How dare some say, ‘Support our troops’?
Someone recently informed me that they didn’t know that my son was being deployed to Iraq and asked why I hadn’t told them. I really didn’t have an answer. That is when I began to be annoyed by those ever-present, good-intentioned but mindless ribbons stuck on the back of cars and SUVs exhorting, “Support Our Troops.”
I find those magnetic messages to be offensive when I think of parents and friends of National Guard soldiers who purchased expensive Kevlar armor for their soldiers while Donald Rumsfeld said they didn’t have any in stock.
Those marketing messages seem so empty when soldiers are told to “up-armor” their Humvees because the Department of Defense had not asked the manufacturers if more could be done.
I am saddened when veterans wait over a year for appointments at veterans’ hospitals and soldiers in Iraq, Afghanistan and places like Walter Reed Hospital are required to pay for phone calls and emails home. I bet Rumsfeld doesn’t have to pay for calls and e-mails back home, and I find it unbelievable and unacceptable that Rumsfeld has not been fired while the troops have been treated so poorly. Support our troops?
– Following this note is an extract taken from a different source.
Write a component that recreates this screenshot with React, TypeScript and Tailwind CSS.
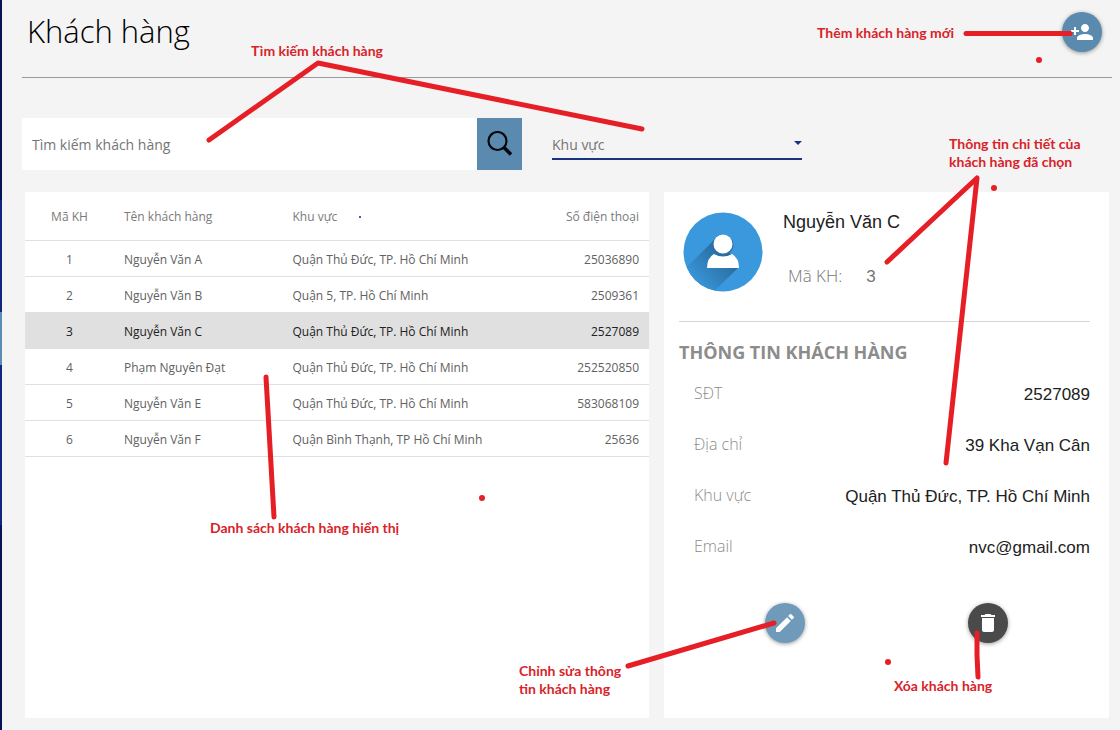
import React from "react";
import { MdPersonAdd, MdEdit, MdDelete } from "react-icons/md";

const customers = [
  { id: 1, name: "Nguyễn Văn A", area: "Quận Thủ Đức, TP. Hồ Chí Minh", phone: "25036890" },
  { id: 2, name: "Nguyễn Văn B", area: "Quận 5, TP. Hồ Chí Minh", phone: "2509361" },
  { id: 3, name: "Nguyễn Văn C", area: "Quận Thủ Đức, TP. Hồ Chí Minh", phone: "2527089" },
  { id: 4, name: "Phạm Nguyên Đạt", area: "Quận Thủ Đức, TP. Hồ Chí Minh", phone: "252520850" },
  { id: 5, name: "Nguyễn Văn E", area: "Quận Thủ Đức, TP. Hồ Chí Minh", phone: "583068109" },
  { id: 6, name: "Nguyễn Văn F", area: "Quận Bình Thạnh, TP Hồ Chí Minh", phone: "25636" },
];

const details = [
  { label: "SĐT", value: "2527089" },
  { label: "Địa chỉ", value: "39 Kha Vạn Cân" },
  { label: "Khu vực", value: "Quận Thủ Đức, TP. Hồ Chí Minh" },
  { label: "Email", value: "nvc@gmail.com" },
];

function SideStrip() {
  return (
    <div className="flex w-[2px] shrink-0 flex-col bg-[#10267f]">
      <div className="h-[200px] bg-[#081258]" />
      <div className="h-[112px]" />
      <div className="h-[53px] bg-[#5b8db3]" />
      <div className="h-[160px]" />
      <div className="flex-1 bg-[#081258]" />
    </div>
  );
}

function Header() {
  return (
    <header className="flex h-[78px] items-start justify-between border-b border-[#999999] pl-[5px] pr-[10px]">
      <h1 className="text-[31px] font-light leading-[62px] text-black">Khách hàng</h1>
      <button
        aria-label="Thêm khách hàng mới"
        className="mt-3 flex size-10 items-center justify-center rounded-full bg-[#5a8bae] text-white shadow-[0_1px_4px_rgba(0,0,0,0.4)]"
      >
        <MdPersonAdd className="size-6" />
      </button>
    </header>
  );
}

function SearchBar() {
  return (
    <div className="flex items-start gap-[30px]">
      <form className="flex h-[52px] w-[500px]">
        <input
          type="text"
          aria-label="Tìm kiếm khách hàng"
          placeholder="Tìm kiếm khách hàng"
          className="min-w-0 flex-1 bg-white px-[10px] text-[14px] text-[#333333] outline-none placeholder:text-[#757575]"
        />
        <button
          type="button"
          aria-label="Tìm kiếm"
          className="flex w-[45px] items-center justify-center bg-[#5a8bae]"
        >
          <svg viewBox="0 0 26 26" className="size-[26px]" fill="none" stroke="#05070d">
            <circle cx="10.5" cy="10" r="9" strokeWidth="2.2" />
            <path d="M16.500 16l7.500 7.500" strokeWidth="3.600" />
          </svg>
        </button>
      </form>
      <div className="relative mt-3 w-[250px]">
        <select
          aria-label="Khu vực"
          className="h-[30px] w-full appearance-none border-b-2 border-[#1a3480] bg-transparent text-[14px] text-[#757575] outline-none"
        >
          <option>Khu vực</option>
        </select>
        <svg viewBox="0 0 8 4" className="pointer-events-none absolute right-0 top-[11px] h-1 w-2">
          <path d="M0 0h8L4 4z" fill="#1a3480" />
        </svg>
      </div>
    </div>
  );
}

function CustomerTable() {
  return (
    <section className="bg-white">
      <table className="w-full table-fixed border-separate border-spacing-0 text-[12px] text-[#616161] [&_td]:border-b [&_td]:border-[#e0e0e0] [&_td]:pt-[2px] [&_th]:border-b [&_th]:border-[#e0e0e0] [&_th]:pt-[2px]">
        <colgroup>
          <col className="w-[89px]" />
          <col className="w-[27%]" />
          <col />
          <col className="w-[100px]" />
        </colgroup>
        <thead>
          <tr className="h-[49px] text-[#7a7a7a]">
            <th className="font-medium">Mã KH</th>
            <th className="pl-[10px] text-left font-medium">Tên khách hàng</th>
            <th className="pl-[10px] text-left font-medium">
              <span className="flex items-center gap-[22px]">
                Khu vực
                <span className="size-[2px] rounded-full bg-[#1a237e]" />
              </span>
            </th>
            <th className="pr-[10px] text-right font-medium">Số điện thoại</th>
          </tr>
        </thead>
        <tbody>
          {customers.map((c) => (
            <tr key={c.id} className={c.id === 3 ? "h-9 bg-[#e0e0e0] text-[#212121]" : "h-9"}>
              <td className="text-center">{c.id}</td>
              <td className="pl-[10px]">{c.name}</td>
              <td className="pl-[10px]">{c.area}</td>
              <td className="pr-[10px] text-right">{c.phone}</td>
            </tr>
          ))}
        </tbody>
      </table>
    </section>
  );
}

function Avatar() {
  return (
    <svg viewBox="0 0 80 80" className="size-20 shrink-0">
      <defs>
        <clipPath id="avatar-disc">
          <circle cx="40" cy="40" r="39.5" />
        </clipPath>
        <linearGradient id="avatar-shade" x1="0.9" y1="0.1" x2="0.25" y2="0.8">
          <stop offset="0" stopColor="#24608f" />
          <stop offset="1" stopColor="#3a99dd" />
        </linearGradient>
      </defs>
      <circle cx="40" cy="40" r="39.5" fill="#3a99dd" />
      <g clipPath="url(#avatar-disc)">
        <path d="M33 26L0 59V90H20L55 56L49 44Z" fill="url(#avatar-shade)" />
      </g>
      <path d="M24 56q0-10 7-14q9 5 18 0q7 4 7 14z" fill="#fff" />
      <circle cx="40" cy="33" r="10.5" fill="#2c6fa6" />
      <circle cx="40" cy="32" r="9.5" fill="#fff" />
    </svg>
  );
}

function CustomerDetail() {
  return (
    <section className="bg-white pl-[15px] pr-[19px]">
      <div className="flex h-[130px] gap-5 border-b border-[#d6d6d6] pl-1 pt-5">
        <Avatar />
        <div className="font-['Liberation_Sans',sans-serif]">
          <h2 className="text-[18px] leading-5 text-[#212121]">Nguyễn Văn C</h2>
          <p className="mt-[34px] flex gap-6 pl-[5px] text-[17px] leading-5 text-[#757575]">
            <span className="font-['Open_Sans',sans-serif] font-light">Mã KH:</span>
            <span className="pt-[1px]">3</span>
          </p>
        </div>
      </div>
      <h3 className="mt-[18px] text-[18px] font-bold leading-6 text-[#8c8c8c]">THÔNG TIN KHÁCH HÀNG</h3>
      <dl className="mt-[17px] flex flex-col gap-[25px]">
        {details.map((d) => (
          <div key={d.label} className="flex justify-between pl-[15px] leading-6">
            <dt className="text-[16px] font-light text-[#8c8c8c]">{d.label}</dt>
            <dd className="pt-[2px] font-['Liberation_Sans',sans-serif] text-[17px] text-[#212121]">{d.value}</dd>
          </div>
        ))}
      </dl>
      <div className="mt-[43px] flex justify-center gap-[163px] pl-1">
        <button
          aria-label="Chỉnh sửa thông tin khách hàng"
          className="flex size-10 items-center justify-center rounded-full bg-[#6f9aba] text-white shadow-[0_1px_4px_rgba(0,0,0,0.4)]"
        >
          <MdEdit className="size-6" />
        </button>
        <button
          aria-label="Xóa khách hàng"
          className="flex size-10 items-center justify-center rounded-full bg-[#4a4a4a] text-white shadow-[0_1px_4px_rgba(0,0,0,0.4)]"
        >
          <MdDelete className="size-6" />
        </button>
      </div>
    </section>
  );
}

function Annotations() {
  return (
    <div className="pointer-events-none absolute inset-0 overflow-hidden whitespace-nowrap font-['Lato',sans-serif] text-[14px] font-bold leading-[18px] text-[#d8232a]">
      <svg className="absolute left-0 top-0 h-[730px] w-[1120px]" viewBox="0 0 1120 730">
        <g fill="none" stroke="#e61e26" strokeWidth="5" strokeLinecap="round" strokeLinejoin="round">
          <path d="M209 140L318 63L642 129" />
          <path d="M966 33.5H1070" />
          <path d="M887 262L977 178L946 463" />
          <path d="M266 377L274 517" />
          <path d="M628 666L774 623" />
          <path d="M977 633V655L978 677" />
        </g>
        <g fill="#e61e26">
          <circle cx="1039" cy="60" r="3" />
          <circle cx="994" cy="188" r="3" />
          <circle cx="482" cy="498" r="3" />
          <circle cx="888" cy="662" r="3" />
        </g>
      </svg>
      <p className="absolute left-[251px] top-[42px]">Tìm kiếm khách hàng</p>
      <p className="absolute left-[817px] top-[24px]">Thêm khách hàng mới</p>
      <p className="absolute left-[949px] top-[135px]">
        Thông tin chi tiết của
        <br />
        khách hàng đã chọn
      </p>
      <p className="absolute left-[210px] top-[519px]">Danh sách khách hàng hiển thị</p>
      <p className="absolute left-[519px] top-[662px]">
        Chỉnh sửa thông
        <br />
        tin khách hàng
      </p>
      <p className="absolute left-[894px] top-[677px]">Xóa khách hàng</p>
    </div>
  );
}

export default function App() {
  return (
    <div className="relative flex min-h-screen bg-[#f4f4f4] font-['Open_Sans','Noto_Sans',sans-serif]">
      <SideStrip />
      <main className="flex min-w-0 flex-1 flex-col pb-3 pl-5 pr-2">
        <Header />
        <div className="mt-10">
          <SearchBar />
        </div>
        <div className="ml-[3px] mr-[3px] mt-[22px] grid flex-1 grid-cols-[624fr_445fr] gap-[15px]">
          <CustomerTable />
          <CustomerDetail />
        </div>
      </main>
      <Annotations />
    </div>
  );
}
I accept that there are justifications for going to war. However, I cannot find anyone who can give me a solid reason to justify our going to and continuing the war in Iraq.
SEEKING REASONS
There seems to be no question in America more avoided, particularly by elected officials, than a discussion of the war in Iraq. I asked Maine’s members of Congress those questions.
U.S. Rep. Tom Allen said the war was not justified, but to abandon Iraq and its people now would be a mistake. Sen. Susan Collins said that going to war in Iraq was a problem of faulty intelligence, but the chaos in Iraq required us to stay.
Sen. Olympia Snowe blamed Saddam Hussein as the revised apparent rationale for invading Iraq, and she focused on the need for global support for the U.S efforts in Iraq. U.S. Rep. Michael Michaud agreed with Snowe.
Those answers translate that we got there by mistake, and we are staying there by mistake. There is no plan, there is no discussion and there is no leadership. Didn’t we go into Iraq to protect ourselves from weapons of mass destruction and because of Iraq’s connections with the terrorists, reasons that have been found to be utterly in error? Support our troops?
The pointless death and maiming of this war is pure insanity and probably even criminal. In this war, many times those who died in the World Trade Center have been wounded or killed. Over 1,400 American soldiers are dead, over 10,000 soldiers are physically wounded while uncounted others are psychologically wounded, and, by some estimates, over 100,000 Iraqis have been killed and maimed.
How can the killing be justified? Are we going to destroy a nation and kill its people to save it? We tried that once before. Support our troops?
I am afraid for my son. I certainly worry about his being killed, but I am also worried about his being placed in the position of killing, too. Most of all, I am angry that we are sending our soldiers to a war that nobody can justify.
Most Americans, especially members of Congress, do not have to worry about a loved one in the middle of this war, and they duck the tough questions.
Why do we permit a defacto back-door draft of the National Guard and recycle them, too? We were lied to once before, and we must avoid being lied to again. Will President Bush be this generation’s Robert McNamara? I hope not. Will the Congress have the courage to ask the relevant questions? I hope so. Support our troops?
PLEASE DON’T ASK
Now you know why I didn’t go out of my way to tell people that my son is being deployed to Iraq, and please don’t ask about him if you really don’t want to know.
Instead, please know that you will be in my shoes or his shoes unless you ask questions and demand answers of those in power. In the meantime, please excuse me if I have a painful lump in my throat or tears brimming in my eyes and that I am so angry with this damned war and the people who declared it.
Support our troops. Ask tough questions. Bring them home now.